We ended the meal with him walking me to my car. Apparently I gave off enough of a "back-off, buddy" vibe that even he didn't feel the need to attempt another hug. I reiterated my position that perhaps we could be "friends". He settled for a handshake and we parted ways, me taking a carefully circuitous route home to avoid any possibility of being followed. Can't be too careful.

That evening, I receive an email from him. He feels that we really have so much in common and that our lunch date is the beginning of something life-changing for both of us (WHAT??!!). He implies that I had been thinking about him for a long time before and after our first meeting (GAG!!) and he'd been thinking of me, too (again, GAG!). He says that we should go out again that weekend and to wear something casual because he has planned an adventure for us---a surprise! (AAAAHHHHH!!). He indicates that all of our "dates" should now be referred to as "adventures"(???).

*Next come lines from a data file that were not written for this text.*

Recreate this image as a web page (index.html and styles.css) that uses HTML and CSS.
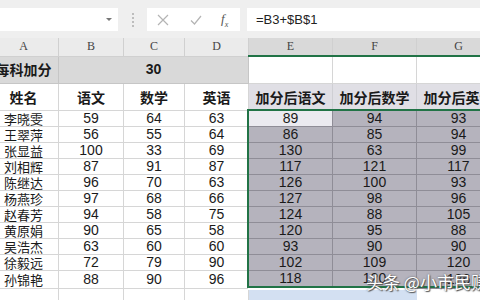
FILE: index.html
```html
<!DOCTYPE html>
<html lang="zh-CN">
<head>
<meta charset="UTF-8">
<title>每科加分</title>
<link rel="stylesheet" href="styles.css">
</head>
<body>
<div class="app">
  <div class="toolbar">
    <div class="namebox"><span class="arrow"></span></div>
    <div class="grip"><i></i><i></i><i></i><i></i></div>
    <div class="fxbox">
      <svg class="ico" width="12" height="12" viewBox="0 0 12 12"><path d="M1 1 L11 11 M11 1 L1 11" stroke="#b4b4b4" stroke-width="1.2" fill="none"/></svg>
      <svg class="ico" width="12" height="12" viewBox="0 0 12 12"><path d="M1 6.5 L4.5 10 L11 2" stroke="#b4b4b4" stroke-width="1.2" fill="none"/></svg>
      <span class="fx">f<sub>x</sub></span>
    </div>
    <div class="formula">=B3+$B$1</div>
  </div>

  <div class="sheet">
    <table class="grid">
      <colgroup>
        <col class="c-a"><col class="c-b"><col class="c-c"><col class="c-d">
        <col class="c-e"><col class="c-e"><col class="c-e">
      </colgroup>
      <tr class="letters">
        <th>A</th><th>B</th><th>C</th><th>D</th>
        <th class="sel">E</th><th class="sel">F</th><th class="sel">G</th>
      </tr>
      <tr class="bonus">
        <td class="label">每科加分</td>
        <td class="value" colspan="3">30</td>
        <td class="blank"></td><td class="blank"></td><td class="blank"></td>
      </tr>
      <tr class="heads">
        <td>姓名</td><td>语文</td><td>数学</td><td>英语</td>
        <td class="tint">加分后语文</td><td class="tint">加分后数学</td><td class="tint">加分后英语</td>
      </tr>
      <tr><td class="name">李晓雯</td><td>59</td><td>64</td><td>63</td><td class="active">89</td><td class="hi">94</td><td class="hi">93</td></tr>
      <tr><td class="name">王翠萍</td><td>56</td><td>55</td><td>64</td><td class="hi">86</td><td class="hi">85</td><td class="hi">94</td></tr>
      <tr><td class="name">张显益</td><td>100</td><td>33</td><td>69</td><td class="hi">130</td><td class="hi">63</td><td class="hi">99</td></tr>
      <tr><td class="name">刘相辉</td><td>87</td><td>91</td><td>87</td><td class="hi">117</td><td class="hi">121</td><td class="hi">117</td></tr>
      <tr><td class="name">陈继达</td><td>96</td><td>70</td><td>63</td><td class="hi">126</td><td class="hi">100</td><td class="hi">93</td></tr>
      <tr><td class="name">杨燕珍</td><td>97</td><td>68</td><td>66</td><td class="hi">127</td><td class="hi">98</td><td class="hi">96</td></tr>
      <tr><td class="name">赵春芳</td><td>94</td><td>58</td><td>75</td><td class="hi">124</td><td class="hi">88</td><td class="hi">105</td></tr>
      <tr><td class="name">黄原娟</td><td>90</td><td>65</td><td>58</td><td class="hi">120</td><td class="hi">95</td><td class="hi">88</td></tr>
      <tr><td class="name">吴浩杰</td><td>63</td><td>60</td><td>60</td><td class="hi">93</td><td class="hi">90</td><td class="hi">90</td></tr>
      <tr><td class="name">徐毅远</td><td>72</td><td>79</td><td>90</td><td class="hi">102</td><td class="hi">109</td><td class="hi">120</td></tr>
      <tr><td class="name">孙锦艳</td><td>88</td><td>90</td><td>96</td><td class="hi">118</td><td class="hi">120</td><td class="hi">126</td></tr>
      <tr class="tail"><td></td><td></td><td></td><td></td><td class="drag"></td><td class="drag"></td><td></td></tr>
    </table>
    <div class="selection"></div>
    <div class="watermark">头条 @小市民赚流</div>
  </div>
</div>
</body>
</html>
```

FILE: styles.css
```css
body {
  margin: 0;
  overflow: hidden;
  background: #fff;
  font-family: "Liberation Sans", "Noto Sans CJK SC", sans-serif;
}
.app {
  width: 480px;
  height: 300px;
  overflow: hidden;
}

/* formula bar */
.toolbar {
  height: 38px;
  background: #efefef;
  display: flex;
  align-items: flex-start;
  padding-top: 8px;
  box-sizing: border-box;
}
.namebox {
  width: 118px;
  height: 23px;
  background: #fff;
  position: relative;
}
.namebox .arrow {
  position: absolute;
  right: 6px;
  top: 10px;
  border-left: 3px solid transparent;
  border-right: 3px solid transparent;
  border-top: 3px solid #777;
}
.grip {
  width: 29px;
  height: 23px;
  display: flex;
  flex-direction: column;
  align-items: center;
  justify-content: center;
  gap: 2px;
}
.grip i {
  width: 2px;
  height: 2px;
  background: #bdbdbd;
}
.fxbox {
  width: 93px;
  height: 23px;
  background: #fff;
  display: flex;
  align-items: center;
  padding-left: 10px;
  gap: 21px;
  box-sizing: border-box;
}
.fx {
  font-family: "Liberation Serif", serif;
  font-style: italic;
  font-size: 13px;
  color: #555;
  margin-left: -2px;
}
.fx sub {
  font-size: 8px;
}
.formula {
  flex: 1;
  margin-left: 7px;
  height: 23px;
  background: #fff;
  font-size: 13px;
  line-height: 23px;
  color: #222;
  padding-left: 9px;
}

/* sheet */
.sheet {
  position: relative;
  height: 262px;
  overflow: hidden;
}
.grid {
  border-collapse: collapse;
  table-layout: fixed;
  width: 512px;
  margin-left: -12px;
}
.c-a { width: 70px; }
.c-b { width: 65px; }
.c-c { width: 61px; }
.c-d { width: 64px; }
.c-e { width: 84px; }
.grid td, .grid th {
  border: 1px solid #d6d6d6;
  padding: 0;
  text-align: center;
  height: 15px;
  line-height: 15px;
  font-size: 14px;
  color: #1a1a1a;
  white-space: nowrap;
  overflow: hidden;
}
.letters th {
  height: 17px;
  background: #ebebeb;
  font-family: "Liberation Serif", serif;
  font-weight: normal;
  font-size: 12px;
  color: #444;
  border-color: #d0d0d0;
  border-top: none;
}
.letters th.sel {
  background: #d9d9d9;
  border-bottom: 2px solid #217346;
}
.bonus td {
  height: 26px;
  font-weight: bold;
}
.bonus .label, .bonus .value {
  background: #d9d9d9;
  border-color: #c6c6c6;
}
.bonus .label {
  font-family: "Noto Sans CJK SC", sans-serif;
}
.heads td {
  height: 26px;
  font-family: "Noto Sans CJK SC", sans-serif;
  font-weight: bold;
  font-size: 14px;
}
.heads td.tint {
  background: #e0dfe5;
  border-color: #cfcfd4;
}
.name {
  font-family: "Noto Sans CJK SC", sans-serif;
}
.grid td.name {
  font-size: 13px;
}
.grid td.hi {
  background: #b5b3bd;
  border-color: #8f8d97;
}
.grid td.active {
  background: #ebeaf0;
  border-color: #8f8d97;
}
.tail td {
  height: 15px;
}
.tail td.drag {
  background: #d3e0f2;
  border-color: #d3e0f2;
  border-top: 4px solid #fff;
}

.selection {
  position: absolute;
  left: 247px;
  top: 71px;
  width: 260px;
  height: 175px;
  border: 2px solid #217346;
  pointer-events: none;
}
.watermark {
  position: absolute;
  left: 366px;
  top: 231px;
  font-family: "Noto Sans CJK SC", sans-serif;
  font-size: 17px;
  color: #fff;
  white-space: nowrap;
  text-shadow: 0 0 2px #555, 1px 1px 1px #555;
}
```
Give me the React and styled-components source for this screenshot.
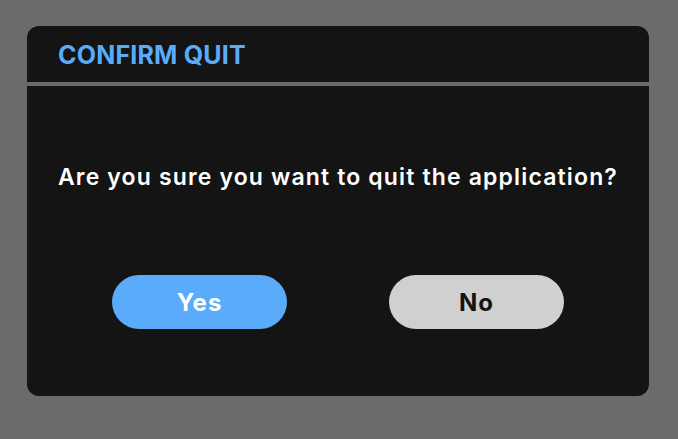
import React from 'react';
import styled, { createGlobalStyle } from 'styled-components';

const GlobalStyle = createGlobalStyle`
  html, body {
    margin: 0;
    padding: 0;
    background: #6b6b6b;
  }
  body {
    font-family: Inter, "Noto Sans", sans-serif;
  }
`;

const Page = styled.div`
  width: 678px;
  height: 439px;
  display: flex;
  align-items: flex-start;
  padding: 26px 0 0 27px;
  box-sizing: border-box;
`;

const Dialog = styled.div`
  width: 622px;
  height: 370px;
  background: #141414;
  border-radius: 12px;
  display: flex;
  flex-direction: column;
  overflow: hidden;
`;

const Header = styled.div`
  height: 60px;
  display: flex;
  align-items: center;
  padding-left: 31px;
  border-bottom: 4px solid #6b6b6b;
  box-sizing: border-box;
`;

const Title = styled.h2`
  margin: 0;
  font-size: 25px;
  font-weight: 700;
  color: #5aacfa;
  letter-spacing: 0.2px;
  padding-top: 1px;
`;

const Body = styled.div`
  flex: 1;
  display: flex;
  flex-direction: column;
  align-items: center;
`;

const Message = styled.p`
  margin: 76px 0 0;
  font-size: 23px;
  font-weight: 600;
  color: #ffffff;
  line-height: 30px;
  letter-spacing: 1.15px;
`;

const Actions = styled.div`
  display: flex;
  gap: 102px;
  margin-top: 83px;
`;

const Button = styled.button`
  width: 175px;
  height: 54px;
  border: none;
  border-radius: 27px;
  font-family: inherit;
  font-size: 24px;
  font-weight: 700;
  letter-spacing: 1px;
  cursor: pointer;
  background: ${(p) => (p.$primary ? '#5aacfa' : '#d0d0d0')};
  color: ${(p) => (p.$primary ? '#ffffff' : '#141414')};
`;

const App = () => {
  return (
    <>
      <GlobalStyle />
      <Page>
        <Dialog>
          <Header>
            <Title>CONFIRM QUIT</Title>
          </Header>
          <Body>
            <Message>Are you sure you want to quit the application?</Message>
            <Actions>
              <Button $primary>Yes</Button>
              <Button>No</Button>
            </Actions>
          </Body>
        </Dialog>
      </Page>
    </>
  );
};

export default App;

After struggling hard to keep my dinner down, I wrote back with a polite thanks for lunch and an excuse for not going out on an "adventure" with him that weekend. I'm trying to be nice, see? I kind of feel sorry for the guy, just because he's obviously SO clueless. He emailed a few more times over the holidays and my return messages just kept getting shorter and shorter as my patience wore thinner and thinner. I didn't respond to his last email and he hasn't sent anymore. Hopefully, it's starting to sink in---he has NOT found his soul mate in me.

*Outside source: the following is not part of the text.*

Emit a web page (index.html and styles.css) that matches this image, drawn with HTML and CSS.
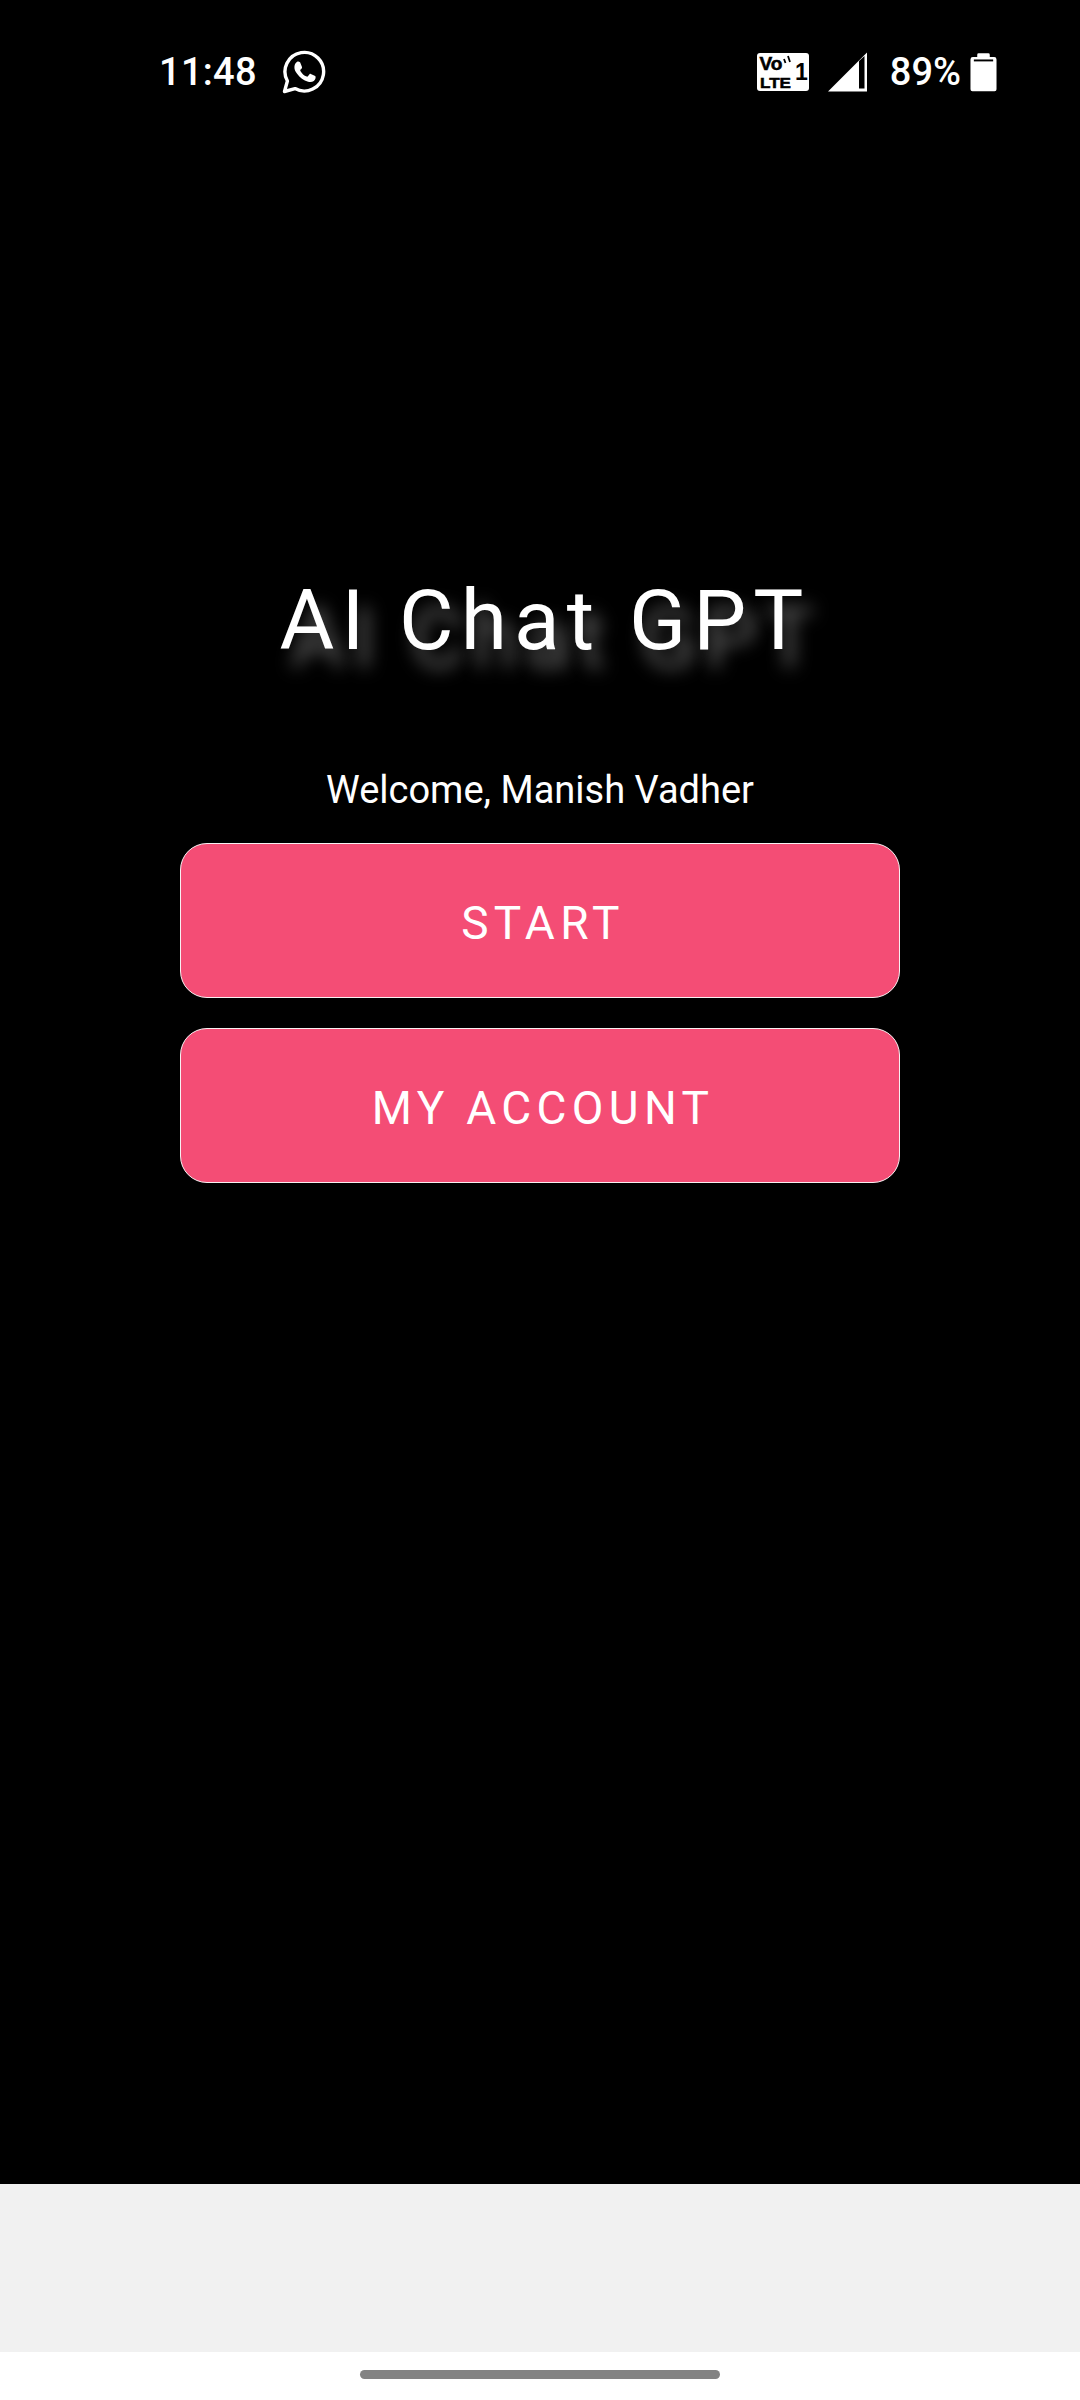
FILE: index.html
```html
<!DOCTYPE html>
<html lang="en">
<head>
<meta charset="utf-8">
<title>AI Chat GPT</title>
<link rel="stylesheet" href="styles.css">
</head>
<body>
<div class="screen">
  <header class="status">
    <div class="status-left">
      <span class="time">11:48</span>
      <svg class="wa" viewBox="0 0 44 44" width="44" height="44">
        <path d="M2.5 41.5 L5.4 31 A19.3 19.3 0 1 1 13 38.6 Z" fill="none" stroke="#fff" stroke-width="3.4" stroke-linejoin="round"/>
        <path d="M15.6 11.6c.5 0 1 0 1.4.1.5 0 .9.2 1.200.9l1.700 4.100c.2.4.2.8 0 1.200-.3.600-.8 1.200-1.300 1.700-.4.400-.5.800-.2 1.300 1.500 2.600 3.600 4.500 6.300 5.700.5.200.9.100 1.200-.3.500-.6 1.100-1.400 1.600-2 .3-.5.800-.6 1.300-.4l3.900 1.900c.6.300.9.500.9 1 .1 1.700-.4 3.200-1.800 4.200-1.700 1.200-3.700 1.300-5.700.7-4.600-1.300-8.200-4.100-11-7.900-1.500-2-2.800-4.300-2.700-6.900.1-2 .9-3.600 2.400-4.800.2-.3.500-.5.800-.5z" fill="#fff"/>
      </svg>
    </div>
    <div class="status-right">
      <svg class="volte" viewBox="0 0 52 38" width="52" height="38">
        <rect width="52" height="38" rx="3" fill="#fff"/>
        <text x="2.500" y="16.500" class="volte-vo" textLength="23" lengthAdjust="spacingAndGlyphs">Vo</text>
        <text x="3" y="34.500" class="volte-lte" textLength="31" lengthAdjust="spacingAndGlyphs">LTE</text>
        <path d="M27 6l1.500 4M31 3l2 6" stroke="#000" stroke-width="1.800" fill="none"/>
        <text x="38" y="27" class="volte-n">1</text>
      </svg>
      <svg class="signal" viewBox="0 0 40 40" width="40" height="40">
        <path d="M0 39.500 L39 0.500 V39.500 Z" fill="#fff"/>
        <path d="M31 9 L36.500 4 V36.500 H31 Z" fill="#000"/>
      </svg>
      <span class="batt-text">89%</span>
      <svg class="battery" viewBox="0 0 28 40" width="27" height="40">
        <path d="M8 0.500h11a1.500 1.500 0 0 1 1.500 1.500v2.500h4.500a2.500 2.500 0 0 1 2.500 2.500v31a2 2 0 0 1-2 2h-23a2 2 0 0 1-2-2v-31a2.500 2.500 0 0 1 2.500-2.500h4.500v-2.500a1.500 1.500 0 0 1 1.500-1.500z" fill="#fff"/>
        <rect x="4" y="7" width="20" height="2" fill="#000"/>
      </svg>
    </div>
  </header>
  <main class="content">
    <h1 class="title">AI Chat GPT</h1>
    <p class="welcome">Welcome, Manish Vadher</p>
    <button class="btn btn-first">START</button>
    <button class="btn">MY ACCOUNT</button>
  </main>
  <div class="ad-band"></div>
  <footer class="nav"><div class="pill"></div></footer>
</div>
</body>
</html>
```
FILE: styles.css
```css
* { box-sizing: border-box; }
html, body { margin: 0; padding: 0; background: #000; }
body { width: 1080px; height: 2400px; overflow: hidden; font-family: Roboto, "Liberation Sans", sans-serif; color: #fff; }
.screen { display: flex; flex-direction: column; width: 1080px; height: 2400px; }
.status { flex: none; height: 144px; display: flex; justify-content: space-between; align-items: flex-start; padding: 50px 83px 0 159px; }
.status-left { display: flex; align-items: center; gap: 25px; }
.time { font-size: 38px; font-weight: 500; line-height: 44px; letter-spacing: 0.3px; }
.wa { display: block; }
.status-right { display: flex; align-items: center; height: 44px; }
.volte { display: block; margin-right: 19px; }
.volte-vo { font: 700 18px "Liberation Sans", sans-serif; fill: #000; stroke: #000; stroke-width: .5px; }
.volte-lte { font: 700 15px "Liberation Sans", sans-serif; fill: #000; stroke: #000; stroke-width: .5px; }
.volte-n { font: 700 23px "Liberation Sans", sans-serif; fill: #000; }
.signal { display: block; margin-right: 22px; }
.batt-text { font-size: 38px; line-height: 44px; font-weight: 500; margin-right: 9px; }
.battery { display: block; }
.content { flex: 1; display: flex; flex-direction: column; align-items: center; padding-top: 428px; }
.title { margin: 0; padding-left: 10px; font-size: 84px; line-height: 98px; font-weight: 400; letter-spacing: 7px; text-shadow: 11px 18px 18px rgba(255,255,255,.4); }
.welcome { margin: 98px 0 0; font-size: 38px; line-height: 45px; }
.btn { display: block; width: 720px; height: 155px; background: #f44d75; border: 1.500px solid #f8f0f2; border-radius: 27px; color: #fff; font-family: inherit; font-size: 46px; letter-spacing: 5.300px; margin-top: 30px; padding: 5px 0 0 6px; }
.btn-first { margin-top: 30px; }
.ad-band { flex: none; height: 168px; background: #f1f1f1; }
.nav { flex: none; height: 48px; background: #fff; padding-top: 18px; display: flex; justify-content: center; }
.pill { width: 360px; height: 9px; border-radius: 5px; background: #838383; }
```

For a self-proclaimed "sensitive" guy, he was certainly insensitive to the aura of "I don't dig you, AT. ALL." emanating in waves from my person and from my emails. Geez.


***UPDATE: I looked at Mr. S's info on the Matchmaking sight and he has changed his marital status from DIVORCED to WIDOWED! What a decietful slimeball!!! AND he sent me another email this morning asking for me to just be his friend 'cause he needed a friend to help him find "closure". He suggested that we should go out again "as friends". YUCK! I feel like I need a shower just from receiving his email!! I don't know whether to ignore him or call him on the carpet about such deliberate deceit. YUCK.